I wish I could read this book for the first time again.
"There is a cool, rotting smell in the air, as of graves broken open. It is spring. All that is dead begins to live again. What for? Just to die once more?"
"We are outside the café, in the street, disconsolate as unredeemed pawnbroker‘s pledges. We none of us know what to do with ourselves, we none of us know what to do with the others."
"And now I feel like crying, because I really do not understand, and I don‘t think I will when I‘m older either."
"Having got to know Liska the way a man
gets to know a woman only if he lives with her for years, sleeping with her all that time—well, he‘s got not to know her again. It‘s like reading a wonderful poem, and learning it off by heart because you like it so much and you want to be able to recite the whole thing. And when you do know it off by heart you can slowly begin to forget it again."
"He talked to me like a priest at a cut-price funeral."

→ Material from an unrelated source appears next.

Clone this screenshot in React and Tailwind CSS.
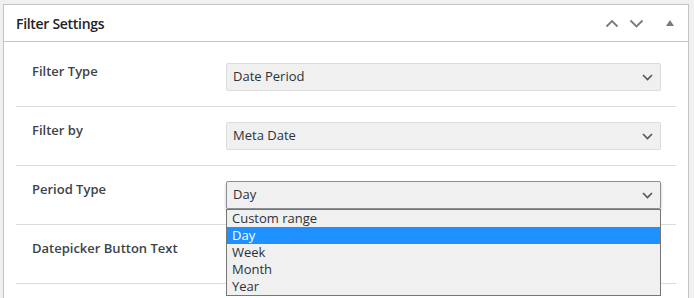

"That stupid voice, so soft and velvety. What can you do about a pale-blue sort of voice like that? You can‘t argue with it, you can‘t get angry with it, you can‘t laugh at it. What does someone like Franz want with a voice anyway? He himself seems quite surprised to have one."
"These were always edifying moments. All this was so sacred to him that he couldn‘t talk about it, couldn‘t even mention it. He went on to talk about it."
"I‘ve often noticed how pleased and proud men are at having to knock in a certain way at the doors of perfectly harmless pubs, in order to get in. I expect there are some men who take to politics just for the sake of the secret signals you have to give."
"My head‘s full of confused, random thoughts, like a ball of wool I must knit into words. I must knit a stocking of words. It takes so long, and I forget what I was going to say a minute ago, as if I‘d dropped a stitch."
"Life‘s nearly always like that: you put difficulties in a person‘s way, and a slight aura of something dubious and unpleasant still clings to him whether it is his fault or not."
"Gerti thinks the good Lord will help them, because she‘s so beautiful, and the good Lord is a man."
"There are some very inferior riffraff among the Jews, he says, so he can understand anti-Semitism, and as for the armed forces, there are some fine fellows among them."
The more things change...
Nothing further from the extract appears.